┌──

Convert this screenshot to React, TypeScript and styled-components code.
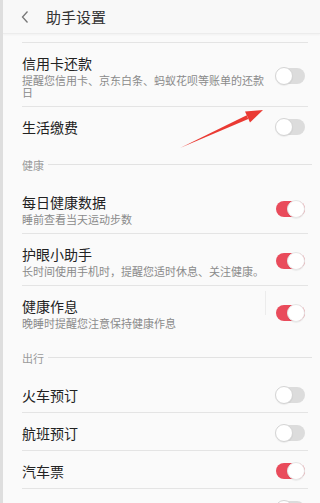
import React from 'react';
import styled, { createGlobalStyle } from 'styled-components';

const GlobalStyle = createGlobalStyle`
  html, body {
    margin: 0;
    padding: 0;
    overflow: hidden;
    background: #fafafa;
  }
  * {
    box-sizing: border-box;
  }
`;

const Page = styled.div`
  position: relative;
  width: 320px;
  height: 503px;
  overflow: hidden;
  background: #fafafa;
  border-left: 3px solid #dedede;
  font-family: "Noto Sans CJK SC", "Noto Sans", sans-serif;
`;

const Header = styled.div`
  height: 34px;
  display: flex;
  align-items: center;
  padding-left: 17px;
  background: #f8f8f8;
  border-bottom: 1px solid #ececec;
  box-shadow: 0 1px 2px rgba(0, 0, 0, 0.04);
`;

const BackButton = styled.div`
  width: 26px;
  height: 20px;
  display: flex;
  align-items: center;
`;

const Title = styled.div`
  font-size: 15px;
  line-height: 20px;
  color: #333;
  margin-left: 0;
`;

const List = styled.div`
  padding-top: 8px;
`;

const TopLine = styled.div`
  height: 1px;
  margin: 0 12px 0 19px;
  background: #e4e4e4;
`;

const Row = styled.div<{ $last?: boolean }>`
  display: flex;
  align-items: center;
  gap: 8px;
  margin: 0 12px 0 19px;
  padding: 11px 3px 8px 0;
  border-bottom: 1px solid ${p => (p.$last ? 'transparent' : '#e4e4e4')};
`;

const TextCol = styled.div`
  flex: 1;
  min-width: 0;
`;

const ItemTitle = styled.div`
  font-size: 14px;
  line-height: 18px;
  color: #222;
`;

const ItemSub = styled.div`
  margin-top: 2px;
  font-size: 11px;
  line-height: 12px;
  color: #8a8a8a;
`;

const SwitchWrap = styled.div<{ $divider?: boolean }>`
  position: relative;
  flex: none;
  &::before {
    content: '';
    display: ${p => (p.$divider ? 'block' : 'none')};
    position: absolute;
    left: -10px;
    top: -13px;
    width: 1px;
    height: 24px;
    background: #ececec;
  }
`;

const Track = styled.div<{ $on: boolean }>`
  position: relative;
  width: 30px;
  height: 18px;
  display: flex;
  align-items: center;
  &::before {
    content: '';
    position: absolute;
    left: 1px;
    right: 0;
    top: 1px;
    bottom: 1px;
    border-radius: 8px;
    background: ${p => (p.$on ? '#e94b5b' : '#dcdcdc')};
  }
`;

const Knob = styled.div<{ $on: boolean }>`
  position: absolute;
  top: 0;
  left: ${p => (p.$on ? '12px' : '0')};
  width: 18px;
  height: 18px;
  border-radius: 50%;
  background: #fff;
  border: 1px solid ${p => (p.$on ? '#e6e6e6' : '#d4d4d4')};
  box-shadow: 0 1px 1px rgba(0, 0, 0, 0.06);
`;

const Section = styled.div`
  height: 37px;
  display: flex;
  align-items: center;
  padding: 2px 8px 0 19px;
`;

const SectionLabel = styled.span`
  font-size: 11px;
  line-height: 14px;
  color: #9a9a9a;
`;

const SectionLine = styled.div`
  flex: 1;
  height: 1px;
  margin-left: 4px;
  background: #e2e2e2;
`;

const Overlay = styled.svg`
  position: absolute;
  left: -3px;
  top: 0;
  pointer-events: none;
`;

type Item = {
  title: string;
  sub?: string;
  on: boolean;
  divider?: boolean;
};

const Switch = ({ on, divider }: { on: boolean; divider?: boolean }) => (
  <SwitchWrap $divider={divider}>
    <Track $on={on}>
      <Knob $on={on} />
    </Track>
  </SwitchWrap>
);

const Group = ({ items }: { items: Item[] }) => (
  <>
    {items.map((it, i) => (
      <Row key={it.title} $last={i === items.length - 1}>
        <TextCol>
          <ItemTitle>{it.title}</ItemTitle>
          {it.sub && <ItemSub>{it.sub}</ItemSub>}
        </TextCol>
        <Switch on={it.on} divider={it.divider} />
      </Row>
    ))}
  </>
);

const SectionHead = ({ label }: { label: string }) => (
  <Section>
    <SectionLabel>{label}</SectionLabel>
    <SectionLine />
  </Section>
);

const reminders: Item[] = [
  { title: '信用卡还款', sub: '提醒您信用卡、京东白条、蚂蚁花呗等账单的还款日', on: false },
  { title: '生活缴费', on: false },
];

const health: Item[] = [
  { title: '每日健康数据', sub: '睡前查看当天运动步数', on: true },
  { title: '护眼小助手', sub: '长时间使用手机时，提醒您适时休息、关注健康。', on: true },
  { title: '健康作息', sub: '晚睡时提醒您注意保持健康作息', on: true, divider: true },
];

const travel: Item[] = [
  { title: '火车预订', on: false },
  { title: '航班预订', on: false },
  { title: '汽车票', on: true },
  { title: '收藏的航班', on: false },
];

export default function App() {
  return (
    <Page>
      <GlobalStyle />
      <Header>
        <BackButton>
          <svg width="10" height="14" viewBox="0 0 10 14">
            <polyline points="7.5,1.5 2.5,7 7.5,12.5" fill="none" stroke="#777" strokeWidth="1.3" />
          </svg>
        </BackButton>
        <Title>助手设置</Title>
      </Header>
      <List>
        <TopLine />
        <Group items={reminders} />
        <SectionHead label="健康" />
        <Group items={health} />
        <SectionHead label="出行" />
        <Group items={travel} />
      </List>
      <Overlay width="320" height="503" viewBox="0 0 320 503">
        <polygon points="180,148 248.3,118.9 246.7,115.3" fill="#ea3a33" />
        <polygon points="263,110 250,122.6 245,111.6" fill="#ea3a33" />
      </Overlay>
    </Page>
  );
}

└──
┌──

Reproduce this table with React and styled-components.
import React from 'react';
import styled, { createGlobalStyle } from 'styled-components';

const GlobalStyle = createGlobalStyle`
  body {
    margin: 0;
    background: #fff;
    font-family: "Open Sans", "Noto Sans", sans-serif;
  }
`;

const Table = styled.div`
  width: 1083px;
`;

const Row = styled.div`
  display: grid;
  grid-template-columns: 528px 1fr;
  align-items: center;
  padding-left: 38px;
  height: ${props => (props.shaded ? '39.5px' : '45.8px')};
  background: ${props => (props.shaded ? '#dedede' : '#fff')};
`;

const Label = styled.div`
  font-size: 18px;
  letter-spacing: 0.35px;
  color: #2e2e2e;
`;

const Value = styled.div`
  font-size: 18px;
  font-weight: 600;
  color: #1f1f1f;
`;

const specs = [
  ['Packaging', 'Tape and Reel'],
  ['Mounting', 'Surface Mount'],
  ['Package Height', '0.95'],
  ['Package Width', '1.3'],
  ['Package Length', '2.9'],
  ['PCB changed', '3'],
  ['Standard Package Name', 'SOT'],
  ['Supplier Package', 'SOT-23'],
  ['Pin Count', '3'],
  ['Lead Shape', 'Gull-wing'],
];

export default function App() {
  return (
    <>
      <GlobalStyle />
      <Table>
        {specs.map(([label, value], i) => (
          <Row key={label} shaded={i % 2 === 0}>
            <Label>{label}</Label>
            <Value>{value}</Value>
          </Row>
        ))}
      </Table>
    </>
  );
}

└──

Written request:
Give the count of lines in the listing above that include "React", with no other words.

Correct response:
4